Die ungeheuerliche Anzahl an Vergewaltigungsverbrechen an ägyptischen Frauen, begangen teils auf offener Strasse oder in Polizeistationen, führte 1999 zur Abschaffung eines Gesetzes, das es einem Vergewaltiger ermöglichte, einer Strafe zu entgehen, wenn er sein Opfer nach dem Übergriff heiratete. Bis heute haben Frauen Angst davor, wegen Vergewaltigung Anzeige zu erstatten. Engy Ghozlan vom «Egyptian Centre for Women’s Rights» schätzt, dass jährlich über 200'000 Vergewaltigungsdelikte auf ägyptischem Boden begangen werden. Auch während der Proteste kam es zu öffentlichen Übergriffen: Am 3. Juli 2013 kam es Berichten zufolge zu 91 sexuellen Übergriffen auf dem Tahir-Platz.

Gescheiterte Revolution

Eine unermessliche Anzahl Bestechungs- und Korruptionsaffären erschütterte das Innendepartement und weitete sich auf den gesamten ägyptischen Staat aus.
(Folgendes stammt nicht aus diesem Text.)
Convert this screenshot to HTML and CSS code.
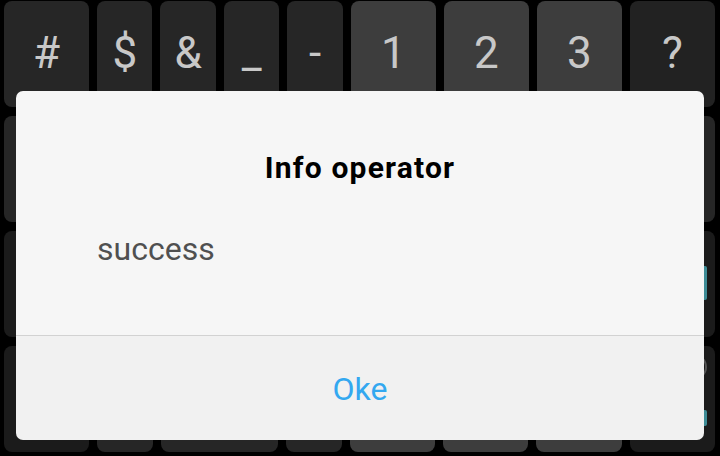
FILE: index.html
```html
<!DOCTYPE html>
<html lang="en">
<head>
  <meta charset="UTF-8" />
  <title>Info operator</title>
  <link rel="stylesheet" href="styles.css">
</head>
<body>

  <!-- Keyboard behind the dialog -->
  <div class="keyboard">
    <div class="row">
      <div class="key wide">#</div>
      <div class="key">$</div>
      <div class="key">&amp;</div>
      <div class="key">_</div>
      <div class="key">-</div>
      <div class="key wide num">1</div>
      <div class="key wide num">2</div>
      <div class="key wide num">3</div>
      <div class="key wide dark">?</div>
    </div>
    <div class="row">
      <div class="key wide"></div>
      <div class="key"></div>
      <div class="key"></div>
      <div class="key"></div>
      <div class="key"></div>
      <div class="key wide num"></div>
      <div class="key wide num"></div>
      <div class="key wide num"></div>
      <div class="key wide"></div>
    </div>
    <div class="row">
      <div class="key wide darker"></div>
      <div class="key"></div>
      <div class="key"></div>
      <div class="key"></div>
      <div class="key"></div>
      <div class="key wide num"></div>
      <div class="key wide num"></div>
      <div class="key wide num"></div>
      <div class="key wide darker enter"><span class="teal"></span></div>
    </div>
    <div class="row">
      <div class="key wide darker"></div>
      <div class="key"></div>
      <div class="key space"></div>
      <div class="key"></div>
      <div class="key wide num"></div>
      <div class="key wide num"></div>
      <div class="key wide num"></div>
      <div class="key wide darker extra">
        <span class="ring"></span>
        <span class="teal short"></span>
      </div>
    </div>
  </div>

  <!-- Dialog -->
  <div class="dialog">
    <div class="dialog-body">
      <h2 class="dialog-title">Info operator</h2>
      <p class="dialog-msg">success</p>
    </div>
    <div class="dialog-footer">
      <button class="ok-btn">Oke</button>
    </div>
  </div>

</body>
</html>
```

FILE: styles.css
```css
body {
  margin: 0;
  background: #000;
  font-family: Roboto, "Liberation Sans", Arial, sans-serif;
  width: 720px;
  height: 456px;
  overflow: hidden;
}
.keyboard {
  display: flex;
  flex-direction: column;
  gap: 9px;
  padding: 1px 5px 0 4px;
}
.row {
  display: flex;
  gap: 8px;
  height: 106px;
}
.key {
  width: 56px;
  background: #262626;
  border-radius: 8px;
  color: #c8c8c8;
  font-size: 44px;
  display: flex;
  align-items: center;
  justify-content: center;
  padding-bottom: 2px;
  box-sizing: border-box;
}
.key.wide {
  width: 86px;
}
.key.num {
  background: #3d3d3d;
}
.key.dark {
  background: #222;
}
.key.darker {
  background: #1b1b1b;
}
.key.space {
  width: 118px;
}
.enter {
  justify-content: flex-end;
  padding-right: 8px;
}
.teal {
  display: block;
  width: 18px;
  height: 34px;
  background: #3e8c96;
  border-radius: 2px;
}
.extra {
  flex-direction: column;
  align-items: flex-end;
  justify-content: flex-start;
  padding: 8px 8px 0 0;
  gap: 30px;
}
.ring {
  display: block;
  width: 22px;
  height: 22px;
  border: 2px solid #555;
  border-radius: 50%;
}
.teal.short {
  height: 16px;
}
.dialog {
  position: absolute;
  left: 16px;
  top: 91px;
  width: 688px;
  height: 349px;
  border-radius: 7px;
  overflow: hidden;
  display: flex;
  flex-direction: column;
}
.dialog-body {
  background: #f6f6f6;
  height: 244px;
  border-bottom: 1px solid #d2d2d2;
}
.dialog-title {
  margin: 0;
  padding-top: 57px;
  text-align: center;
  font-size: 30px;
  font-weight: bold;
  letter-spacing: 1.2px;
  color: #000;
  line-height: 40px;
}
.dialog-msg {
  margin: 0;
  padding: 41px 0 0 81px;
  font-size: 32px;
  color: #505050;
  line-height: 40px;
}
.dialog-footer {
  flex: 1;
  background: #f1f1f1;
  display: flex;
  align-items: center;
  justify-content: center;
}
.ok-btn {
  background: none;
  border: none;
  font-family: inherit;
  font-size: 32px;
  color: #33a8f0;
  padding: 2px 0 0;
  cursor: pointer;
}
```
Zurückzuführen war das alles auf Organisations- und Gewissenlosigkeit. Für die Jugend war die Revolution die einzige Lösung.
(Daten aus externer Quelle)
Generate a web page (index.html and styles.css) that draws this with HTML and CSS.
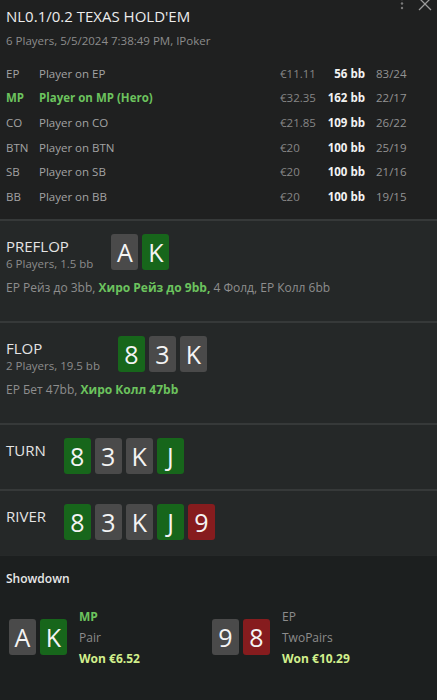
FILE: index.html
```html
<!DOCTYPE html>
<html>
<head>
    <title>Hand History</title>
    <link rel="stylesheet" href="styles.css">
</head>
<body>
    <div class="hand">
        <div class="header">
            <div class="tools">
                <svg class="dots" width="4" height="12" viewBox="0 0 4 12"><circle cx="2" cy="1" r="1.2"/><circle cx="2" cy="5.5" r="1.2"/><circle cx="2" cy="10" r="1.2"/></svg>
                <svg class="close" width="14" height="14" viewBox="0 0 14 14"><path d="M1 1 L13 13 M13 1 L1 13"/></svg>
            </div>
            <div class="title">NL0.1/0.2 TEXAS HOLD'EM</div>
            <div class="subtitle">6 Players, 5/5/2024 7:38:49 PM, IPoker</div>

            <table class="players">
                <tr>
                    <td class="pos">EP</td>
                    <td class="name">Player on EP</td>
                    <td class="stack">€11.11</td>
                    <td class="bb">56 bb</td>
                    <td class="ratio">83/24</td>
                </tr>
                <tr class="hero">
                    <td class="pos">MP</td>
                    <td class="name">Player on MP (Hero)</td>
                    <td class="stack">€32.35</td>
                    <td class="bb">162 bb</td>
                    <td class="ratio">22/17</td>
                </tr>
                <tr>
                    <td class="pos">CO</td>
                    <td class="name">Player on CO</td>
                    <td class="stack">€21.85</td>
                    <td class="bb">109 bb</td>
                    <td class="ratio">26/22</td>
                </tr>
                <tr>
                    <td class="pos">BTN</td>
                    <td class="name">Player on BTN</td>
                    <td class="stack">€20</td>
                    <td class="bb">100 bb</td>
                    <td class="ratio">25/19</td>
                </tr>
                <tr>
                    <td class="pos">SB</td>
                    <td class="name">Player on SB</td>
                    <td class="stack">€20</td>
                    <td class="bb">100 bb</td>
                    <td class="ratio">21/16</td>
                </tr>
                <tr>
                    <td class="pos">BB</td>
                    <td class="name">Player on BB</td>
                    <td class="stack">€20</td>
                    <td class="bb">100 bb</td>
                    <td class="ratio">19/15</td>
                </tr>
            </table>
        </div>

        <div class="street">
            <div class="street-row">
                <div class="street-label">
                    <div class="street-name">PREFLOP</div>
                    <div class="street-info">6 Players, 1.5 bb</div>
                </div>
                <div class="cards">
                    <span class="card gray">A</span>
                    <span class="card green">K</span>
                </div>
            </div>
            <div class="actions">EP Рейз до 3bb, <span class="hero-act">Хиро Рейз до 9bb,</span> 4 Фолд, EP Колл 6bb</div>
        </div>

        <div class="street">
            <div class="street-row">
                <div class="street-label">
                    <div class="street-name">FLOP</div>
                    <div class="street-info">2 Players, 19.5 bb</div>
                </div>
                <div class="cards">
                    <span class="card green">8</span>
                    <span class="card gray">3</span>
                    <span class="card gray">K</span>
                </div>
            </div>
            <div class="actions">EP Бет 47bb, <span class="hero-act">Хиро Колл 47bb</span></div>
        </div>

        <div class="street">
            <div class="street-row">
                <div class="street-label">
                    <div class="street-name">TURN</div>
                </div>
                <div class="cards">
                    <span class="card green">8</span>
                    <span class="card gray">3</span>
                    <span class="card gray">K</span>
                    <span class="card green">J</span>
                </div>
            </div>
        </div>

        <div class="street">
            <div class="street-row">
                <div class="street-label">
                    <div class="street-name">RIVER</div>
                </div>
                <div class="cards">
                    <span class="card green">8</span>
                    <span class="card gray">3</span>
                    <span class="card gray">K</span>
                    <span class="card green">J</span>
                    <span class="card red">9</span>
                </div>
            </div>
        </div>

        <div class="showdown">
            <div class="showdown-title">Showdown</div>
            <div class="results">
                <div class="result">
                    <div class="cards">
                        <span class="card gray">A</span>
                        <span class="card green">K</span>
                    </div>
                    <div class="result-text">
                        <div class="result-pos hero-pos">MP</div>
                        <div class="result-hand">Pair</div>
                        <div class="result-won">Won €6.52</div>
                    </div>
                </div>
                <div class="result">
                    <div class="cards">
                        <span class="card gray">9</span>
                        <span class="card red">8</span>
                    </div>
                    <div class="result-text">
                        <div class="result-pos">EP</div>
                        <div class="result-hand">TwoPairs</div>
                        <div class="result-won">Won €10.29</div>
                    </div>
                </div>
            </div>
        </div>
    </div>
</body>
</html>
```

FILE: styles.css
```css
body {
    margin: 0;
    background-color: #1c1f1f;
    font-family: "Open Sans", "Noto Sans", sans-serif;
    color: #a3a3a3;
}

.hand {
    width: 437px;
    height: 700px;
    overflow: hidden;
}

/* Header with title and player list */
.header {
    position: relative;
    background-color: #1f2020;
    padding: 6px 6px 10px 6px;
}

.tools {
    position: absolute;
    top: -3px;
    right: 5px;
    display: flex;
    align-items: center;
    gap: 14px;
}

.dots {
    fill: #7a7a7a;
}

.close {
    stroke: #9a9a9a;
    stroke-width: 1.3;
}

.title {
    font-size: 15px;
    line-height: 20px;
    color: #ececec;
}

.subtitle {
    font-size: 11.5px;
    line-height: 16px;
    margin-top: 7px;
    color: #8c8c8c;
}

.players {
    border-collapse: collapse;
    margin-top: 12px;
    font-size: 11.5px;
}

.players td {
    padding: 0;
    height: 24.6px;
    white-space: nowrap;
}

.pos {
    width: 33px;
}

.name {
    width: 241px;
}

.stack {
    width: 42px;
    color: #868686;
}

.bb {
    width: 43px;
    text-align: right;
    font-weight: bold;
    color: #f2f2f2;
}

.ratio {
    padding-left: 11px !important;
    color: #939393;
}

.hero .pos,
.hero .name {
    color: #6cc35e;
    font-weight: bold;
}

/* Streets */
.street {
    background-color: #252828;
    border-top: 2px solid #363939;
    padding: 13px 6px 15px 6px;
}

.street-row {
    display: flex;
    align-items: flex-start;
    gap: 18px;
}

.street-label {
    padding-top: 2px;
}

.street-name {
    font-size: 15px;
    line-height: 20px;
    color: #e4e4e4;
}

.street-info {
    font-size: 11.5px;
    line-height: 16px;
    color: #8c8c8c;
}

.actions {
    font-size: 12px;
    line-height: 16px;
    margin: 8px 0 10px 0;
    color: #8e8e8e;
}

.hero-act {
    color: #6cc35e;
    font-weight: bold;
}

/* Cards */
.cards {
    display: flex;
    gap: 4px;
}

.card {
    width: 27px;
    height: 36px;
    border-radius: 3px;
    display: flex;
    align-items: center;
    justify-content: center;
    font-size: 25px;
    color: #f4f4f4;
}

.card.gray {
    background-color: #4a4a4a;
}

.card.green {
    background-color: #17661b;
}

.card.red {
    background-color: #861c1e;
}

/* Showdown */
.showdown {
    background-color: #1c1f1f;
    border-top: 1px solid #262929;
    padding: 15px 6px 0 6px;
}

.showdown-title {
    font-size: 12px;
    line-height: 16px;
    font-weight: 600;
    color: #e8e8e8;
}

.results {
    display: grid;
    grid-template-columns: 203px 1fr;
    margin-top: 19px;
    padding-left: 3px;
}

.result {
    display: flex;
    align-items: center;
    gap: 12px;
}

.result-text {
    font-size: 12px;
    line-height: 21px;
}

.result-pos {
    color: #8c8c8c;
}

.result-pos.hero-pos {
    color: #6cc35e;
    font-weight: bold;
}

.result-hand {
    color: #8c8c8c;
}

.result-won {
    color: #d2ef8c;
    font-weight: bold;
}
```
Nach 18 Tagen erreichte diese ihr wichtigstes Ziel: Den Innenminister und alle, die ihm und der Korruption nahe standen, in die Defensive zu drängen. Später sah sich auch der Präsident zum Rücktritt gezwungen angesichts des riesigen Drucks, welchen die Revolution auf ihn ausgeübt hatte. Ausnahmslos alle Ägypterinnen und Ägypter feierten diesen Tag als Festtag, als Beginn einer neuen Ära in der ägyptischen Gesellschaft.
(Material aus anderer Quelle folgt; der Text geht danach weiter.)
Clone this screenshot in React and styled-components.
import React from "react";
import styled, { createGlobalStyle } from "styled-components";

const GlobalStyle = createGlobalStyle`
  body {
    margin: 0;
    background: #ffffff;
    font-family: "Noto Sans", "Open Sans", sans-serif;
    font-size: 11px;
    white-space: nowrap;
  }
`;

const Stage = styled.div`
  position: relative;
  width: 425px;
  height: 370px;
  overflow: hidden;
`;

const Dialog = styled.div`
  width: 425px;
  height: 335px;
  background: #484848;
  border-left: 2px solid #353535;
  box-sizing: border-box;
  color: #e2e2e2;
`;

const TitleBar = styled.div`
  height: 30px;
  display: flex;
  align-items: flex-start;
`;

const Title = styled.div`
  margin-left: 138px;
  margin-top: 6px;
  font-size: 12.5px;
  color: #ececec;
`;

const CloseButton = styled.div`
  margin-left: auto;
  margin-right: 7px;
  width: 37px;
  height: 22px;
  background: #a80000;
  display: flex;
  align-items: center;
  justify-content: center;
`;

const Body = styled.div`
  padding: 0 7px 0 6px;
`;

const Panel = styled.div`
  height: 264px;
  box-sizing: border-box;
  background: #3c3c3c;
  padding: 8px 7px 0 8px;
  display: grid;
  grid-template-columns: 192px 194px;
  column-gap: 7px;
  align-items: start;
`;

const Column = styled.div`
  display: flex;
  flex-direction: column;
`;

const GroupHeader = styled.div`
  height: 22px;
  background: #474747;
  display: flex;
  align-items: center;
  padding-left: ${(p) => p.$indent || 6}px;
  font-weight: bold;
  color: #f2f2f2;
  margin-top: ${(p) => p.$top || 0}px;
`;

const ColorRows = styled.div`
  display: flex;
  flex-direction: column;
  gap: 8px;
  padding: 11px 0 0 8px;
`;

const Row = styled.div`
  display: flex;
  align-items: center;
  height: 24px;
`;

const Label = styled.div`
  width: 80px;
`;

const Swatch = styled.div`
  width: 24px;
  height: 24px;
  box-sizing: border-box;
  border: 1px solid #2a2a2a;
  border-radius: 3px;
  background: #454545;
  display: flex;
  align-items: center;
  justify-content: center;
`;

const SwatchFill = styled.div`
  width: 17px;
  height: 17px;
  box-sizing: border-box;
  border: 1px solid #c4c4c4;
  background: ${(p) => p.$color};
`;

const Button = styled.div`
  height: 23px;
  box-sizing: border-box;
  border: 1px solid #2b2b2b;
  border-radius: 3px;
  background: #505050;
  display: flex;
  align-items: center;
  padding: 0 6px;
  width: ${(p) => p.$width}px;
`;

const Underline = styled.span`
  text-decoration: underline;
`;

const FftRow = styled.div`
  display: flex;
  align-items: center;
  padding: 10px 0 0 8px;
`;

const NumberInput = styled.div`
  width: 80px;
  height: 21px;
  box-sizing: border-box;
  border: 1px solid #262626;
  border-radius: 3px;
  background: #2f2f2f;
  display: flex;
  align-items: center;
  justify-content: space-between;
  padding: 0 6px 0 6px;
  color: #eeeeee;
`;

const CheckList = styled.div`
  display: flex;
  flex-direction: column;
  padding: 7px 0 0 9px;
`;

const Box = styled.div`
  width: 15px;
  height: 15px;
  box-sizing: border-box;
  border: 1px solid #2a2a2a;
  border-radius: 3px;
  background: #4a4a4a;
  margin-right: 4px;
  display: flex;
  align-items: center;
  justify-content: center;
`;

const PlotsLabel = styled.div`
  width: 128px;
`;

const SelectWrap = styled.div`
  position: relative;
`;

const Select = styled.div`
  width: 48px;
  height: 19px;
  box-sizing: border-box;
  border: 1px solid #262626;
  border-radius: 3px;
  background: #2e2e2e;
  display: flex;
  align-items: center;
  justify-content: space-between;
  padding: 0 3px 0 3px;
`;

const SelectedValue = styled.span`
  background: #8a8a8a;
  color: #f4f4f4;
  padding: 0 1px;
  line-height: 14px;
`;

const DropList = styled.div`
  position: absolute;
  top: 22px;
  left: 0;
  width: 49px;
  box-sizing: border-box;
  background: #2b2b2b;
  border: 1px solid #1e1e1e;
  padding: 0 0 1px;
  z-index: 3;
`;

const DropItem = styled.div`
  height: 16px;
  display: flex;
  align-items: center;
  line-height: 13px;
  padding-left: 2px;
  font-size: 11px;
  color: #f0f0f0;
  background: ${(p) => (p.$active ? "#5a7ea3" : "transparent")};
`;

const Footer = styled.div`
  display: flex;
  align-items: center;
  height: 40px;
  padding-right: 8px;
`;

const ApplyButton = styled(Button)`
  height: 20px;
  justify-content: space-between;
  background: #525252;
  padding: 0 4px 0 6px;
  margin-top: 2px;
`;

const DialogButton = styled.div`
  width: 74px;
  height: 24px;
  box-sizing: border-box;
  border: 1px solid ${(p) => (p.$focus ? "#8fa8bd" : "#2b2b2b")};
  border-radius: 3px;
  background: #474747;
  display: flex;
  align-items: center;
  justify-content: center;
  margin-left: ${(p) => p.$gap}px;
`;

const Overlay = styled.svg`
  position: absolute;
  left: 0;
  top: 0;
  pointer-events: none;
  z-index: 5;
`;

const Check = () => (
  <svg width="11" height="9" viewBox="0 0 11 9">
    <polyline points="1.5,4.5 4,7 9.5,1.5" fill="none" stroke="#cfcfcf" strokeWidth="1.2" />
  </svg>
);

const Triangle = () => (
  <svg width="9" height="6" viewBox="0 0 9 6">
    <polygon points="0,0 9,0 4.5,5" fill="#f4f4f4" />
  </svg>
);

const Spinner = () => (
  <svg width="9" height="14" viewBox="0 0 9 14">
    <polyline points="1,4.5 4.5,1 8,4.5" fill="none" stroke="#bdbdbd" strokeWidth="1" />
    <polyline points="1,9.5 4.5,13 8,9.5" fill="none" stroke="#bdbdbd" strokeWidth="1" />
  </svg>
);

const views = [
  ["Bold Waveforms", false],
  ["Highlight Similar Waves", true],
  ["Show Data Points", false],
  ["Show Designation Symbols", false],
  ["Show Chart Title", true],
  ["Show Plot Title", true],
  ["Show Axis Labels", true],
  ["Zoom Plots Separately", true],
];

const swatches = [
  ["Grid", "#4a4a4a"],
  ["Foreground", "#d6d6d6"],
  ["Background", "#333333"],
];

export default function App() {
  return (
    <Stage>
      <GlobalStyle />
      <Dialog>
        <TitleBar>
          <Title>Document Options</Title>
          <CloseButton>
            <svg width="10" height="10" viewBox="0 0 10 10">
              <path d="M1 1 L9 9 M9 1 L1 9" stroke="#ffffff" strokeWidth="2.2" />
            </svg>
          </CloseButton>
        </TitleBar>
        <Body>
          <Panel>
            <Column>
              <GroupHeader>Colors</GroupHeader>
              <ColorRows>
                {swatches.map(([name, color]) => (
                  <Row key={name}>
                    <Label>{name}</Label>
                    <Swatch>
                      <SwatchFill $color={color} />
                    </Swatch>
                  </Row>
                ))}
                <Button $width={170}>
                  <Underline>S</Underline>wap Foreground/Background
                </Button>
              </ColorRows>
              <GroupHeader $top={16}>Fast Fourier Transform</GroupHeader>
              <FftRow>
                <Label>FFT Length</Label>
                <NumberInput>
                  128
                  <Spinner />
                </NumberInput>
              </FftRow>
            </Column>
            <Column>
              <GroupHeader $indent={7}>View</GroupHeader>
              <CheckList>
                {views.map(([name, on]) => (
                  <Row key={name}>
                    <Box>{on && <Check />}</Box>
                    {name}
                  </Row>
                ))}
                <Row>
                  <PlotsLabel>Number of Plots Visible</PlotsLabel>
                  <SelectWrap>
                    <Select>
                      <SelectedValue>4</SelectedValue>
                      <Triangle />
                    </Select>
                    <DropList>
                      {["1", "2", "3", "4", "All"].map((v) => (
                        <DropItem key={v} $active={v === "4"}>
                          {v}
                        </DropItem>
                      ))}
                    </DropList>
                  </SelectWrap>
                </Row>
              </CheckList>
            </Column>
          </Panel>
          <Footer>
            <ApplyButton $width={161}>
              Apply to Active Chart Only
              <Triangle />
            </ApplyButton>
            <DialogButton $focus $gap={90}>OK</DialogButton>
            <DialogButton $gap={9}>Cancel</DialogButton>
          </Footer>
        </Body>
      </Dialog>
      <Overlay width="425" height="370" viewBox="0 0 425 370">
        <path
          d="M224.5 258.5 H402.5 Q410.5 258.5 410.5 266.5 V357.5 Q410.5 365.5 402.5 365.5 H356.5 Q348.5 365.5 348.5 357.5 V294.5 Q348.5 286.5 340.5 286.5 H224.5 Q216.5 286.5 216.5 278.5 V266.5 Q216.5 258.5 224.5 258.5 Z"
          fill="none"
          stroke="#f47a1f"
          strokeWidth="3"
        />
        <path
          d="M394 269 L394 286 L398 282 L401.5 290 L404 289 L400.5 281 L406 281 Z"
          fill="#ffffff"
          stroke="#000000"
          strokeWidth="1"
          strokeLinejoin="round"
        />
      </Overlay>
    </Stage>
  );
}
«Der Jugend gehört die Gegenwart und die Zukunft.» Diese Phrase ist oft zu hören im Ägypten dieser Tage und wird von der Elite oft und gerne wiederholt, um darauf hinzuweisen, was die Jugend zur Demokratisierung und medialen Berichterstattung in der ganzen Welt beigetragen hat. Bis die Jugend allerdings für regierungsfähig gehalten wird, werden ihre Ideen längst hinfällig und ihr Interesse an Reformen längst verschwunden sein. So liegt die eigentliche Herausforderung im Konflikt zwischen den Generationen, im fortdauernden Kampf zwischen den Vorstellungen der jungen und alten Bevölkerung. Junge Menschen, die sich für ein besseres Leben, eine bessere Gesellschaft und ein besseres Land für ihre Familien aufopferten, haben keinen Einfluss gewonnen und bekamen nicht das, was ihnen versprochen wurde. Die Revolution wurde losgetreten, um die Militärautokratie abzulösen, welche die Energie der Jugend kapitalisieren wollte, ohne ihr dabei Mitsprache zuzugestehen. In ihren Augen sind junge Erwachsene nichts als unreife, verantwortungslose Kinder, die mehr konsumieren als leisten, weshalb die ältere Generation sie kontrollieren muss.

Auswandern?

Präsident Al-Sisi unterscheidet sich in seinem Umgang mit dem Jugendproblem keinen Deut von seinen Vorgängern. Es wird oft ein geschöntes Bild über Al-Sisis Beliebtheit unter den Jungen gezeichnet. Aber unsere Jugend ist noch nie hinter einem Amtsträger gestanden, der für die altbackenen ägyptischen Polit-Traditionen steht. Die hässliche Wahrheit ist: Die Mehrheit der ägyptischen Jugend ist frustriert und würde jede Chance nutzen, das Land zu verlassen. Doch haben sie überhaupt die Möglichkeit dazu?

Ich selbst wäre der Erste, der auswandern würde. Aber das ist einfacher gesagt als getan. Viele von uns verfügen nicht über die finanziellen Mittel, um ein neues Leben anzufangen. Und Staaten, die uns willkommen heissen, sind rar gesät. Zusätzlich ist es noch schwieriger, Ziele im Leben zu erreichen, wenn die Unterstützung, der familiäre Rückhalt fehlt.

Im Ausland soll man wissen, dass alles, was wir wollen, eine bessere Zukunft für uns und unsere Familien ist. Dass wir ein menschenwürdiges Leben führen wollen. Und dass der Gedanke daran, auszuwandern, ebenso schmerzhaft und fürchterlich ist wie die Erkenntnis, dass ambitionierte junge Menschen einfach keine Chance bekommen, weil die alten Ägypter an unserer Aufrichtigkeit und Treue zu unserer geliebten Heimat zweifeln.

Ich treffe dich an einem besseren Tag, o du unsere Seele, Ägypten!